● **Written task**: Without including any pictures, write out the listing below exactly.
-*-
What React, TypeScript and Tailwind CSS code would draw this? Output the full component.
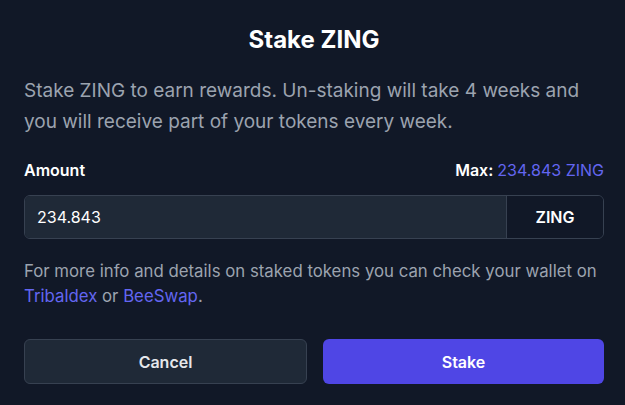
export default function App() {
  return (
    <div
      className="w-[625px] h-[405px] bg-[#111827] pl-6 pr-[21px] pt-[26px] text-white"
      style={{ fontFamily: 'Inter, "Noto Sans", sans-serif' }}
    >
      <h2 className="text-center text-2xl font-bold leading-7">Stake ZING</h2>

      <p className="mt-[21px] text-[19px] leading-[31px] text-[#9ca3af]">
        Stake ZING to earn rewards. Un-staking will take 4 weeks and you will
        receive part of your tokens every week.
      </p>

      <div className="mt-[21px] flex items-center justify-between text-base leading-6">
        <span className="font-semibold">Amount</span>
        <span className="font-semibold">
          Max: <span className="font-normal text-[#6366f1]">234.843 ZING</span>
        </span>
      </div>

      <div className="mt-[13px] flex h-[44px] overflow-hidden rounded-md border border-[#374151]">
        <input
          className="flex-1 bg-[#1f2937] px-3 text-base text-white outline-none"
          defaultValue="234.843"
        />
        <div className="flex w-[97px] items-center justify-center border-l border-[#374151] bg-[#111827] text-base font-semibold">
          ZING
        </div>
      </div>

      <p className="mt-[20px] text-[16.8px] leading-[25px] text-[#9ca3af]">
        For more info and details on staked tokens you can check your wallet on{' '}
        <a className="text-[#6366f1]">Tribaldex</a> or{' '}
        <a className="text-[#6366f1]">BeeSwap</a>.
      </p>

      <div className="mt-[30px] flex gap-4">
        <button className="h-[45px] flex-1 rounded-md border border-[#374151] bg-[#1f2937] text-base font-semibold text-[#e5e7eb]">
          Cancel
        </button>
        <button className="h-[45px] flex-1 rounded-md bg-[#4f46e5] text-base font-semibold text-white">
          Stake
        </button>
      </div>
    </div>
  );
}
-*-
● **Right answer**:
What React, TypeScript and Tailwind CSS code would draw this? Output the full component.
export default function App() {
  return (
    <div
      className="w-[625px] h-[405px] bg-[#111827] pl-6 pr-[21px] pt-[26px] text-white"
      style={{ fontFamily: 'Inter, "Noto Sans", sans-serif' }}
    >
      <h2 className="text-center text-2xl font-bold leading-7">Stake ZING</h2>

      <p className="mt-[21px] text-[19px] leading-[31px] text-[#9ca3af]">
        Stake ZING to earn rewards. Un-staking will take 4 weeks and you will
        receive part of your tokens every week.
      </p>

      <div className="mt-[21px] flex items-center justify-between text-base leading-6">
        <span className="font-semibold">Amount</span>
        <span className="font-semibold">
          Max: <span className="font-normal text-[#6366f1]">234.843 ZING</span>
        </span>
      </div>

      <div className="mt-[13px] flex h-[44px] overflow-hidden rounded-md border border-[#374151]">
        <input
          className="flex-1 bg-[#1f2937] px-3 text-base text-white outline-none"
          defaultValue="234.843"
        />
        <div className="flex w-[97px] items-center justify-center border-l border-[#374151] bg-[#111827] text-base font-semibold">
          ZING
        </div>
      </div>

      <p className="mt-[20px] text-[16.8px] leading-[25px] text-[#9ca3af]">
        For more info and details on staked tokens you can check your wallet on{' '}
        <a className="text-[#6366f1]">Tribaldex</a> or{' '}
        <a className="text-[#6366f1]">BeeSwap</a>.
      </p>

      <div className="mt-[30px] flex gap-4">
        <button className="h-[45px] flex-1 rounded-md border border-[#374151] bg-[#1f2937] text-base font-semibold text-[#e5e7eb]">
          Cancel
        </button>
        <button className="h-[45px] flex-1 rounded-md bg-[#4f46e5] text-base font-semibold text-white">
          Stake
        </button>
      </div>
    </div>
  );
}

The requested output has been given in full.